Какими бы здравыми не казались эти решения, они не должны скрывать от нас сути обозначенной выше проблемы. Отказавшись в силу методологических соображений говорить о совершенной несоизмеримости жизни и повествования (и, следовательно, отказавшись, по сути, говорить о том, что прошлое существует только в рассказе), представители нарративистсткой философии сумели объяснить только ту внешнюю необходимость, которая заставляет историка облекать свое восприятие прошлого в нарративную форму. Однако они ничего не сказали о том, почему историк вообще обращается к прошлому и что для него делает реальным само восприятие прошлого. Кроме того, остался совершенно непонятен характер той процедуры, благодаря которой разрозненные события реальной жизни становятся связными эпизодами целостного повествования. Описывая эту процедуру, которую Рикёр называл «синтезом гетерогенного», философы-нарративисты или прибегали к языку трансцендентальной аналитики (и, таким образом, сообщали ей трансцендентальный смысл), или создавали собственную теорию того, как существующие на бессознательном уровне языковые тропы влияют на выбор той или иной сюжетной организации. В любом случае, речь шла об операции, которая скорее приписывается сознанию индивидуального историка, чем переживается им самим. Поэтому в данной ситуации о его субъективности можно было говорить лишь в той мере, в какой эта субъективность обнаруживает в себе нечто такое, что обязывает историка определенным образом относиться к прошлому. Однако вопрос о том, что вообще делает возможным такое отношение, в рамках нарративистской философии по-настоящему так и не был поставлен. Тематизация исторического опыта в собственном смысле начинается именно с такой постановки вопроса. Как я постараюсь показать далее, продуктивная разработка этого вопроса становится возможной только после того, когда несоизмеримость жизни и повествования перестает считаться препятствием, затрудняющим прямое обращение к прошлому, и осознается в качестве положительного основания для такого обращения.

(2) Условие возможности и предметность исторического опыта.

Осознание дистанции, пролегающей между прошлым и настоящим, как здесь уже многократно говорилось, является необходимым условием исторического мышления.

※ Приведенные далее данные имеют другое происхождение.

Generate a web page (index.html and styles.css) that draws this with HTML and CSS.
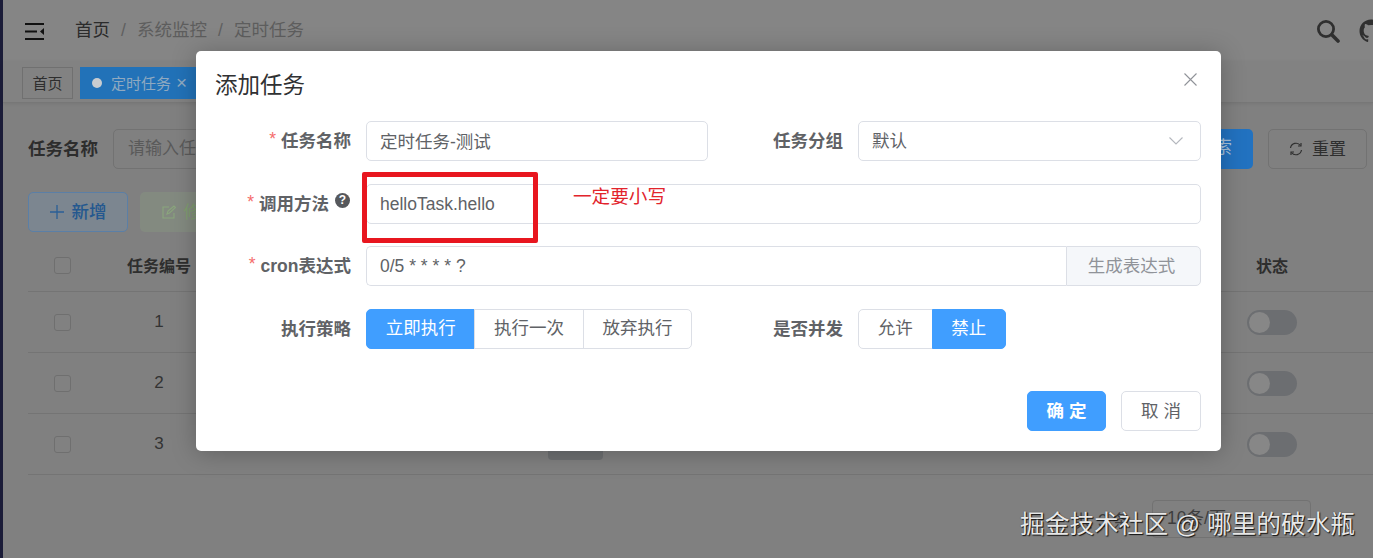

Однако до сих пор практически ничего не было сказано о том, какова реальная природа этой дистанции. Для ответа на этот вопрос вряд ли уместно ссылаться на элементарные физические закономерности или прибегать к какой-либо из новейших космологических теорий. Эта дистанция устанавливается самим мировоззрением историка. В свое время Х. Уайт в «Метаистории» и Ф. Анкерсмит в работе «Эффект реальности в историописании» хорошо показали, что на том, как историк представляет себе дистанцию между прошлым и настоящим, обязательно лежит печать какого-то конкретного идеологического проекта. Сознание историка, увы, не беспристрастно. Однако в данном случае нас не столько интересует то, почему историки по-разному представляют себе эту дистанцию, но скорее то, что вообще позволяет им ее мыслить. Кстати говоря, различие в подходах американского и голландского теоретика историографии как раз заключается в том, что Уайт ограничивается рассмотрением одного только первого вопроса, в то время как Анкерсмит ставит и второй вопрос.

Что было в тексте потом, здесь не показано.